## Work to be completed:
Find the word "with" in the data. Return every line where it appears.

## Exercise input:
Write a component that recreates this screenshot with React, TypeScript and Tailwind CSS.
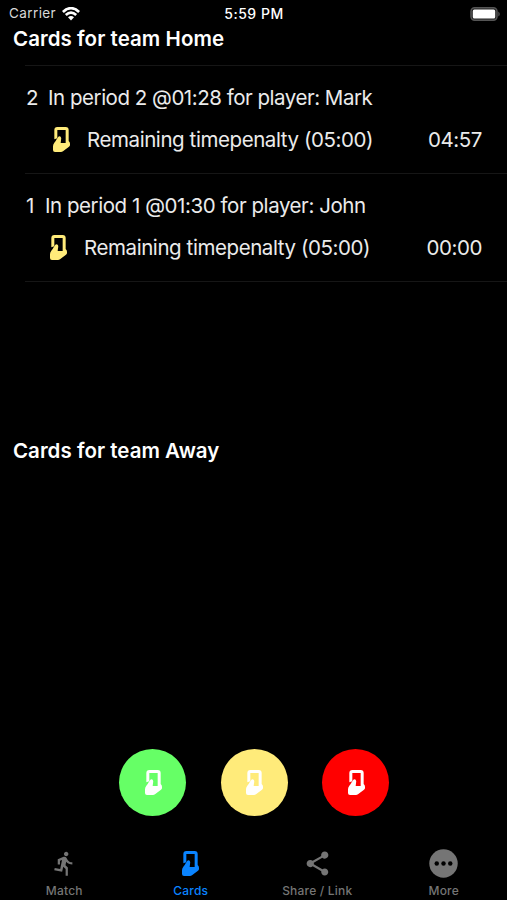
import React from "react";
import { MdDirectionsRun, MdShare } from "react-icons/md";

function CardIcon({ className }: { className: string }) {
  return (
    <svg viewBox="0 0 51 75" className={className} fill="currentColor" aria-hidden="true">
      <path d="M4 37V9Q4 0 13 0H38Q47 0 47 9V51H38V9H13V34Z" />
      <path d="M11 37L15 31Q18 26 23 29Q26 32 24 40L23 48H40L46 42Q51 44 51 50V55Q50 58 47 60L30 73Q27 75 24 75H6Q0 75 0 69V58Q0 52 4 47L8 42Z" />
    </svg>
  );
}

interface Penalty {
  number: string;
  title: string;
  titleClass: string;
  remaining: string;
  rowClass: string;
}

const penalties: Penalty[] = [
  { number: "2", title: "In period 2 @01:28 for player: Mark", titleClass: "ml-[10px] tracking-[-0.48px]", remaining: "04:57", rowClass: "pl-[27px]" },
  { number: "1", title: "In period 1 @01:30 for player: John", titleClass: "ml-[11px] tracking-[-0.44px]", remaining: "00:00", rowClass: "pl-[24px]" },
];

function PenaltyRow({ item }: { item: Penalty }) {
  return (
    <li className="h-[108px] border-b border-[#161616] pt-[18px] pl-px text-[20.5px] leading-7 tracking-[-0.42px] text-[#ebebeb]">
      <div className="flex">
        <span>{item.number}</span>
        <span className={item.titleClass}>{item.title}</span>
      </div>
      <div className={`mt-[14px] flex items-center pr-[25px] ${item.rowClass}`}>
        <CardIcon className="mb-[2px] h-[25px] w-[17px] text-[#ffeb7a]" />
        <span className="ml-[17px]">Remaining timepenalty (05:00)</span>
        <span className="ml-auto">{item.remaining}</span>
      </div>
    </li>
  );
}

export default function App() {
  return (
    <div className="flex h-[900px] w-[507px] flex-col overflow-hidden bg-black font-['Inter','Liberation_Sans',sans-serif] whitespace-nowrap text-white">
      <header className="grid h-[27px] grid-cols-3 items-center pr-[6px] pl-[9px] text-[13.5px] leading-[27px]">
        <div className="flex items-center gap-[6px] text-[#d8d8d8]">
          <span className="tracking-[0.4px]">Carrier</span>
          <svg viewBox="0 0 18 14" className="h-[14px] w-[18px] text-white" fill="none" stroke="currentColor" strokeWidth="2.7" aria-hidden="true">
            <path d="M.9 5Q9-2.6 17.1 5M3.8 8Q9 3.2 14.2 8" />
            <path d="M6 10.3Q9 7.7 12 10.3L9 13.5Z" fill="currentColor" stroke="none" />
          </svg>
        </div>
        <span className="pt-px pr-[2px] text-center text-[14px] leading-[26px] font-medium tracking-[0.5px]">5:59 PM</span>
        <svg viewBox="0 0 31 14" className="h-[14px] w-[31px] justify-self-end" aria-hidden="true">
          <rect x="1" y=".8" width="26" height="12.4" rx="3.6" fill="#222" stroke="#555" strokeWidth="1.5" />
          <rect x="2.8" y="2.5" width="22.4" height="9" rx="1.6" fill="#fff" />
          <path d="M28.4 4.4Q31 7 28.4 9.6Z" fill="#606060" />
        </svg>
      </header>

      <section className="h-[412px]">
        <h2 className="pl-[13px] text-[20.5px] leading-[23px] font-semibold tracking-[0.05px]">Cards for team Home</h2>
        <ul className="mt-[15px] ml-[25px] border-t border-[#161616]">
          {penalties.map((item) => (
            <PenaltyRow key={item.number} item={item} />
          ))}
        </ul>
      </section>

      <section className="flex-1">
        <h2 className="pl-[13px] text-[20.5px] leading-[23px] font-semibold tracking-[0.02px]">Cards for team Away</h2>
      </section>

      <div className="mb-[34px] flex gap-[34.5px] pl-[119px] text-white">
        <button aria-label="Green card" className="flex size-[67px] items-center justify-center rounded-full bg-[#66ff66] pl-px">
          <CardIcon className="h-[25px] w-[17px]" />
        </button>
        <button aria-label="Yellow card" className="flex size-[67px] items-center justify-center rounded-full bg-[#ffeb7a] pl-px">
          <CardIcon className="h-[25px] w-[17px]" />
        </button>
        <button aria-label="Red card" className="flex size-[67px] items-center justify-center rounded-full bg-[#ff0000] pl-px">
          <CardIcon className="h-[25px] w-[17px]" />
        </button>
      </div>

      <nav className="grid h-[50px] grid-cols-4 pl-px text-[12px] leading-4 font-medium tracking-[0.2px] text-[#757575]">
        <div className="flex flex-col items-center">
          <div className="flex h-[27px] items-center"><MdDirectionsRun className="size-[27px]" /></div>
          <span className="mt-[6px]">Match</span>
        </div>
        <div className="flex flex-col items-center text-[#0a84ff]">
          <div className="flex h-[27px] items-center"><CardIcon className="h-[25px] w-[17px]" /></div>
          <span className="mt-[6px]">Cards</span>
        </div>
        <div className="flex flex-col items-center">
          <div className="flex h-[27px] items-center"><MdShare className="size-[29px]" /></div>
          <span className="mt-[6px]">Share / Link</span>
        </div>
        <div className="flex flex-col items-center">
          <div className="flex h-[27px] items-center">
            <svg viewBox="0 0 30 30" className="size-[29px]" aria-hidden="true">
              <circle cx="15" cy="15" r="14.7" fill="currentColor" />
              <circle cx="8" cy="15" r="2.3" fill="#000" />
              <circle cx="15" cy="15" r="2.3" fill="#000" />
              <circle cx="22" cy="15" r="2.3" fill="#000" />
            </svg>
          </div>
          <span className="mt-[6px]">More</span>
        </div>
      </nav>
    </div>
  );
}
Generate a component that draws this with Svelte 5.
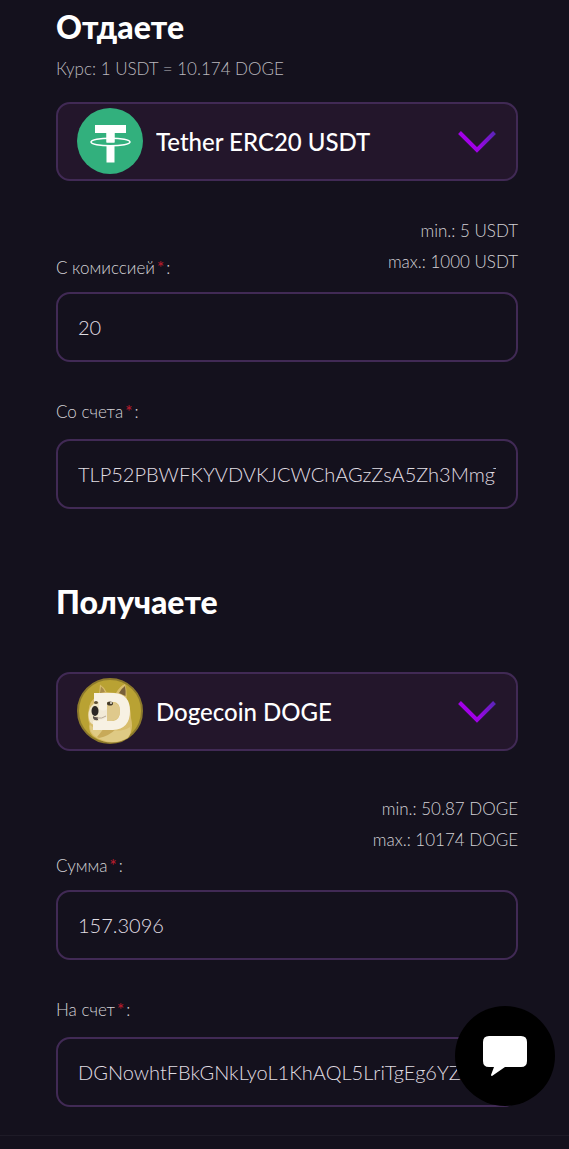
<script>
    let giveCurrency = 'usdt';
    let getCurrency = 'doge';
    let giveAmount = '20';
    let giveAccount = 'TLP52PBWFKYVDVKJCWChAGzZsA5Zh3MmgT';
    let getAmount = '157.3096';
    let getAccount = 'DGNowhtFBkGNkLyoL1KhAQL5LriTgEg6YZ';
</script>

<svelte:head>
    <title>Обмен</title>
</svelte:head>

<form class="exchange">
    <section>
        <h2>Отдаете</h2>
        <p class="rate">Курс: 1 USDT = 10.174 DOGE</p>

        <div class="currency">
            <svg class="coin" viewBox="0 0 66 66" aria-hidden="true">
                <circle cx="33" cy="33" r="33" fill="#32b07d" />
                <path d="M18 17h31v8H37.500v29.500h-8V25H18z" fill="#fff" />
                <path d="M28 34.500h11v2.500H28z" fill="#32b07d" />
                <ellipse cx="33.500" cy="34" rx="19.500" ry="3.800" fill="none" stroke="#fff" stroke-width="1.500" />
                <path d="M29.500 25h8v9.500h-8z" fill="#fff" />
            </svg>
            <select bind:value={giveCurrency} aria-label="Отдаете">
                <option value="usdt">Tether ERC20 USDT</option>
            </select>
            <svg class="arrow" viewBox="0 0 38 22" aria-hidden="true">
                <defs>
                    <linearGradient id="arrow-give" x1="0" y1="0" x2="1" y2="0">
                        <stop offset="0.5" stop-color="#a200e8" />
                        <stop offset="1" stop-color="#5a25b8" />
                    </linearGradient>
                </defs>
                <path d="M1.500 1.500 19 19 36.500 1.500" fill="none" stroke="url(#arrow-give)" stroke-width="4" />
            </svg>
        </div>

        <div class="head inline">
            <label for="give-amount">С комиссией<span class="star">*</span>:</label>
            <div class="limits">
                <div>min.: 5 USDT</div>
                <div>max.: 1000 USDT</div>
            </div>
        </div>
        <input id="give-amount" type="text" bind:value={giveAmount} />

        <div class="head account">
            <label for="give-account">Со счета<span class="star">*</span>:</label>
        </div>
        <input id="give-account" type="text" bind:value={giveAccount} />
    </section>

    <section class="get">
        <h2>Получаете</h2>

        <div class="currency">
            <svg class="coin" viewBox="0 0 66 66" aria-hidden="true">
                <circle cx="33" cy="33" r="32" fill="#b9a233" stroke="#8d7a2c" stroke-width="2" />
                <path d="M22 17 23 6.500Q27 9 29.500 14L39 15Q43 8 48 6Q50 11 49.500 20Q54 30 54 40Q57 52 51 60Q33 70 16 58Q11 53 12.500 46Q10 40 11.500 33Q12 22 22 17z" fill="#d8bd6c" />
                <path d="M42 15Q45 10 48 8Q49 13 48.500 18z" fill="#79613a" />
                <path d="M23 15 24 8.500Q27 11 28 14z" fill="#a88b4a" />
                <path d="M13 30Q17 23 24 24L31 34Q32 43 27 47Q18 50 13 44Q10 37 13 30z" fill="#efe5c9" />
                <path d="M13 47Q21 54 30 50Q42 56 53 49Q55 56 50 60Q35 69 18 58Q12 53 13 47z" fill="#dfca84" />
                <path d="M20 59Q25 53 27 50Q33 53 39 51Q32 58 22 60z" fill="#c8aa59" />
                <path d="M17 15h20Q53 16 53 33Q53 51 36 52H16v-9h6V24h-5zM31 24v19h5Q43 42 43 33Q43 24 36 24z" fill="#f7f1e3" fill-rule="evenodd" />
                <path d="M30 24h5q8 1 8 9t-8 10h-5z" fill="#dfc98c" />
                <path d="M22 31Q27 34 30 31V39Q26 43 21 41z" fill="#f2ead7" />
                <ellipse cx="18" cy="33" rx="3.500" ry="5" fill="#2b2725" />
                <path d="M16 38q3 2 5 1v3q-4 1-5-2z" fill="#5c534c" />
                <path d="M20 40q5 1 9-2" fill="none" stroke="#b9aa99" stroke-width="1" />
                <ellipse cx="33" cy="25.500" rx="3" ry="2" fill="#433a2b" />
                <ellipse cx="19" cy="24.500" rx="2" ry="1.500" fill="#5f5138" />
                <circle cx="34" cy="25" r="1" fill="#e8e2d4" />
            </svg>
            <select bind:value={getCurrency} aria-label="Получаете">
                <option value="doge">Dogecoin DOGE</option>
            </select>
            <svg class="arrow" viewBox="0 0 38 22" aria-hidden="true">
                <defs>
                    <linearGradient id="arrow-get" x1="0" y1="0" x2="1" y2="0">
                        <stop offset="0.5" stop-color="#a200e8" />
                        <stop offset="1" stop-color="#5a25b8" />
                    </linearGradient>
                </defs>
                <path d="M1.500 1.500 19 19 36.500 1.500" fill="none" stroke="url(#arrow-get)" stroke-width="4" />
            </svg>
        </div>

        <div class="head stacked">
            <div class="limits">
                <div>min.: 50.87 DOGE</div>
                <div>max.: 10174 DOGE</div>
            </div>
            <label for="get-amount">Сумма<span class="star">*</span>:</label>
        </div>
        <input id="get-amount" type="text" bind:value={getAmount} />

        <div class="head account">
            <label for="get-account">На счет<span class="star">*</span>:</label>
        </div>
        <input id="get-account" type="text" bind:value={getAccount} />
    </section>
</form>

<button class="chat" type="button" aria-label="Чат">
    <svg viewBox="0 0 44 40" aria-hidden="true">
        <path d="M6 0h32q6 0 6 6v19q0 6-6 6H22L9 40Q8 40 8 39L11 31H6q-6 0-6-6V6q0-6 6-6z" fill="#fff" />
    </svg>
</button>

<style>
    :global(body) {
        background-color: #14111d;
    }

    .exchange {
        padding: 9px 51px 28px 56px;
        border-bottom: 1px solid #1e1b27;
        font-family: Lato, "Open Sans", sans-serif;
        font-weight: 300;
        color: #d3d1d6;
    }

    .get {
        margin-top: 75px;
    }

    h2 {
        margin: 0;
        font-size: 32px;
        font-weight: 900;
        line-height: 36px;
        color: #fff;
    }

    .rate {
        margin: 12px 0 21px;
        font-size: 17px;
        line-height: 24px;
        color: #bab8be;
    }

    .currency {
        position: relative;
    }

    .get .currency {
        margin-top: 52px;
    }

    select,
    input {
        display: block;
        box-sizing: border-box;
        width: 100%;
        border: 2px solid #412a55;
        border-radius: 14px;
        font-family: inherit;
        outline: none;
    }

    select {
        height: 79px;
        padding: 0 70px 0 98px;
        appearance: none;
        background-color: #23162b;
        font-size: 24px;
        font-weight: 500;
        color: #fff;
    }

    input {
        height: 70px;
        padding: 0 20px;
        background-color: transparent;
        font-size: 20px;
        font-weight: 300;
        color: #e0dee3;
    }

    .coin {
        position: absolute;
        top: 6px;
        left: 21px;
        width: 66px;
        height: 66px;
        pointer-events: none;
    }

    .arrow {
        position: absolute;
        top: 29px;
        right: 22px;
        width: 38px;
        height: 22px;
        pointer-events: none;
    }

    .head {
        margin-bottom: 13px;
        font-size: 17px;
        line-height: 22px;
    }

    .inline {
        display: flex;
        justify-content: space-between;
        align-items: flex-end;
        margin-top: 34px;
    }

    .inline .limits {
        margin-bottom: 2px;
    }

    .stacked {
        margin-top: 42px;
    }

    .account {
        margin-top: 39px;
        margin-bottom: 16px;
    }

    .limits {
        line-height: 31px;
        text-align: right;
    }

    .star {
        margin: 0 2px;
        font-weight: 500;
        color: #b51c2c;
    }

    .chat {
        position: fixed;
        right: 14px;
        bottom: 43px;
        display: flex;
        align-items: center;
        justify-content: center;
        width: 100px;
        height: 100px;
        padding: 0;
        border: none;
        border-radius: 50%;
        background-color: #000;
    }

    .chat svg {
        width: 44px;
        height: 40px;
    }
</style>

## Output for this exercise:
Write a component that recreates this screenshot with React, TypeScript and Tailwind CSS.
Generate a component that draws this with Svelte 5.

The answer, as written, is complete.